> [RAW DATA]

════════

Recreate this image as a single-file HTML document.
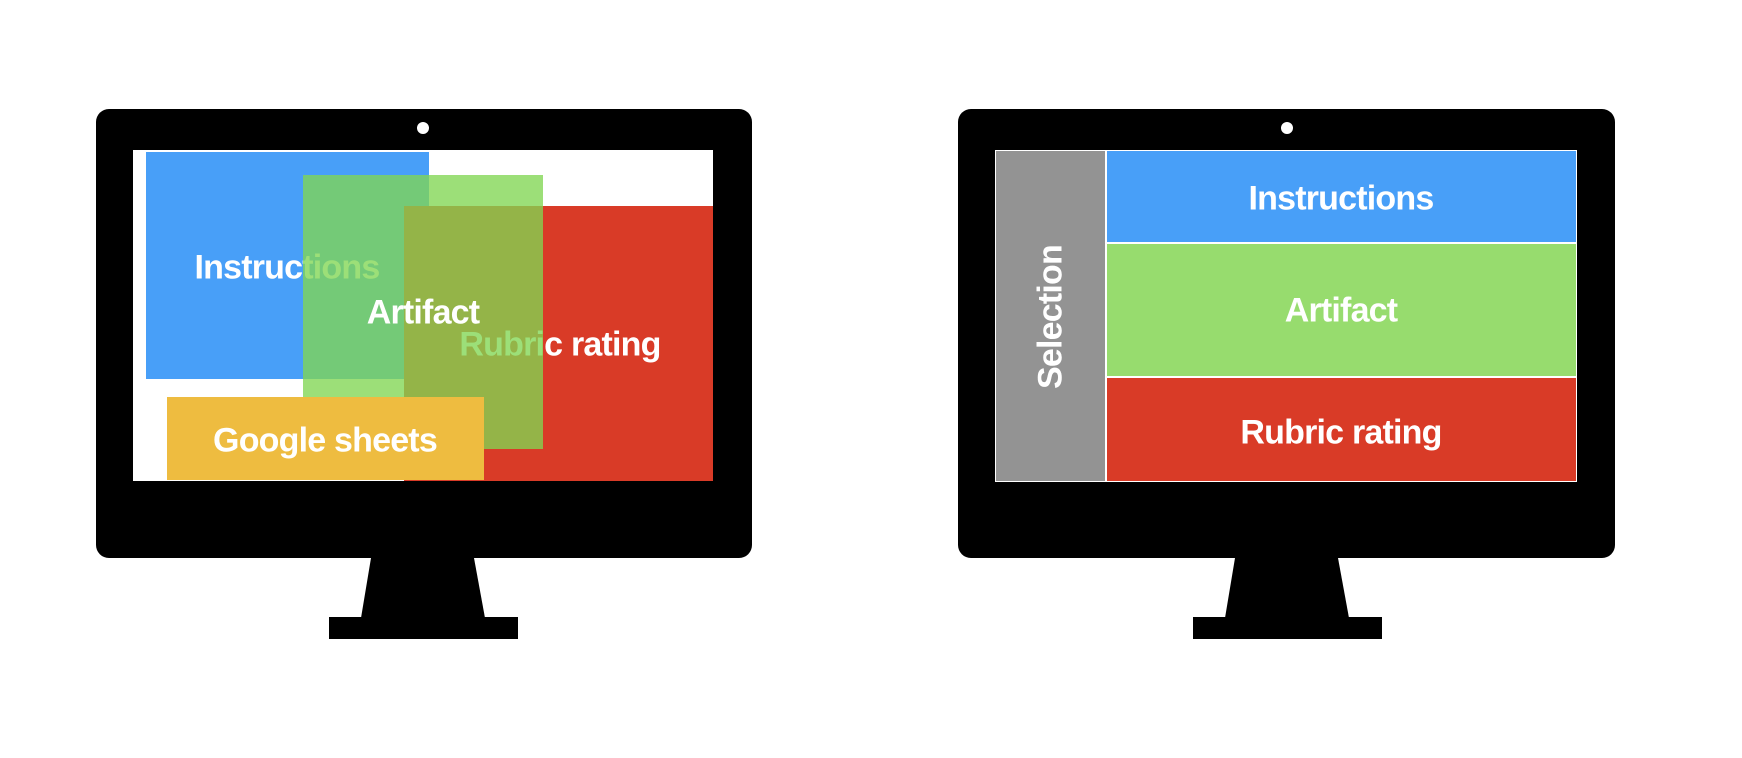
<!DOCTYPE html>
<html><head><style>
body{margin:0;width:1742px;height:758px;background:#fff;position:relative;overflow:hidden;font-family:"Liberation Sans",Arial,sans-serif;}
div{position:absolute;box-sizing:border-box;}
.t{color:#fff;font-weight:bold;font-size:34px;white-space:nowrap;transform:translate(-50%,-50%);letter-spacing:-0.8px;}
.mon{background:#000;border-radius:13px;}
.cam{width:12px;height:12px;border-radius:50%;background:#fff;}
</style></head><body>
<div class="mon" style="left:96px;top:109px;width:656px;height:449px"></div>
<div class="cam" style="left:417px;top:122px"></div>
<svg style="position:absolute;left:0;top:0" width="1742" height="758">
<polygon points="371,558 474,558 485,618 361,618" fill="#000"/>
<rect x="329" y="617" width="189" height="22" fill="#000"/>
<polygon points="1235,558 1338,558 1349,618 1225,618" fill="#000"/>
<rect x="1193" y="617" width="189" height="22" fill="#000"/>
</svg>
<div style="left:133px;top:150px;width:580px;height:331px;background:#fff"></div>
<div style="left:146px;top:152px;width:283px;height:227px;background:#489FF8"></div>
<div class="t" style="left:287px;top:268px">Instructions</div>
<div style="left:404px;top:206px;width:309px;height:275px;background:#D93B27"></div>
<div class="t" style="left:560px;top:345px">Rubric rating</div>
<div style="left:303px;top:175px;width:240px;height:274px;background:rgba(128,214,82,0.78)"></div>
<div class="t" style="left:423px;top:313px">Artifact</div>
<div style="left:167px;top:397px;width:317px;height:83px;background:#EEBC40"></div>
<div class="t" style="left:325px;top:441px">Google sheets</div>
<div class="mon" style="left:958px;top:109px;width:657px;height:449px"></div>
<div class="cam" style="left:1281px;top:122px"></div>
<div style="left:995px;top:150px;width:582px;height:332px;background:#fff"></div>
<div style="left:996px;top:151px;width:109px;height:330px;background:#939393"></div>
<div class="t" style="left:1051px;top:317px;transform:translate(-50%,-50%) rotate(-90deg)">Selection</div>
<div style="left:1107px;top:151px;width:469px;height:91px;background:#489FF8"></div>
<div class="t" style="left:1341px;top:199px">Instructions</div>
<div style="left:1107px;top:244px;width:469px;height:132px;background:#97DC6E"></div>
<div class="t" style="left:1341px;top:311px">Artifact</div>
<div style="left:1107px;top:378px;width:469px;height:103px;background:#D93B27"></div>
<div class="t" style="left:1341px;top:433px">Rubric rating</div>
</body></html>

════════

> [PROBLEM TO WORK ON]
All of the data above should be transcribed verbatim, with pictures omitted.

> [FINAL ANSWER]
Recreate this image as a single-file HTML document.
<!DOCTYPE html>
<html><head><style>
body{margin:0;width:1742px;height:758px;background:#fff;position:relative;overflow:hidden;font-family:"Liberation Sans",Arial,sans-serif;}
div{position:absolute;box-sizing:border-box;}
.t{color:#fff;font-weight:bold;font-size:34px;white-space:nowrap;transform:translate(-50%,-50%);letter-spacing:-0.8px;}
.mon{background:#000;border-radius:13px;}
.cam{width:12px;height:12px;border-radius:50%;background:#fff;}
</style></head><body>
<div class="mon" style="left:96px;top:109px;width:656px;height:449px"></div>
<div class="cam" style="left:417px;top:122px"></div>
<svg style="position:absolute;left:0;top:0" width="1742" height="758">
<polygon points="371,558 474,558 485,618 361,618" fill="#000"/>
<rect x="329" y="617" width="189" height="22" fill="#000"/>
<polygon points="1235,558 1338,558 1349,618 1225,618" fill="#000"/>
<rect x="1193" y="617" width="189" height="22" fill="#000"/>
</svg>
<div style="left:133px;top:150px;width:580px;height:331px;background:#fff"></div>
<div style="left:146px;top:152px;width:283px;height:227px;background:#489FF8"></div>
<div class="t" style="left:287px;top:268px">Instructions</div>
<div style="left:404px;top:206px;width:309px;height:275px;background:#D93B27"></div>
<div class="t" style="left:560px;top:345px">Rubric rating</div>
<div style="left:303px;top:175px;width:240px;height:274px;background:rgba(128,214,82,0.78)"></div>
<div class="t" style="left:423px;top:313px">Artifact</div>
<div style="left:167px;top:397px;width:317px;height:83px;background:#EEBC40"></div>
<div class="t" style="left:325px;top:441px">Google sheets</div>
<div class="mon" style="left:958px;top:109px;width:657px;height:449px"></div>
<div class="cam" style="left:1281px;top:122px"></div>
<div style="left:995px;top:150px;width:582px;height:332px;background:#fff"></div>
<div style="left:996px;top:151px;width:109px;height:330px;background:#939393"></div>
<div class="t" style="left:1051px;top:317px;transform:translate(-50%,-50%) rotate(-90deg)">Selection</div>
<div style="left:1107px;top:151px;width:469px;height:91px;background:#489FF8"></div>
<div class="t" style="left:1341px;top:199px">Instructions</div>
<div style="left:1107px;top:244px;width:469px;height:132px;background:#97DC6E"></div>
<div class="t" style="left:1341px;top:311px">Artifact</div>
<div style="left:1107px;top:378px;width:469px;height:103px;background:#D93B27"></div>
<div class="t" style="left:1341px;top:433px">Rubric rating</div>
</body></html>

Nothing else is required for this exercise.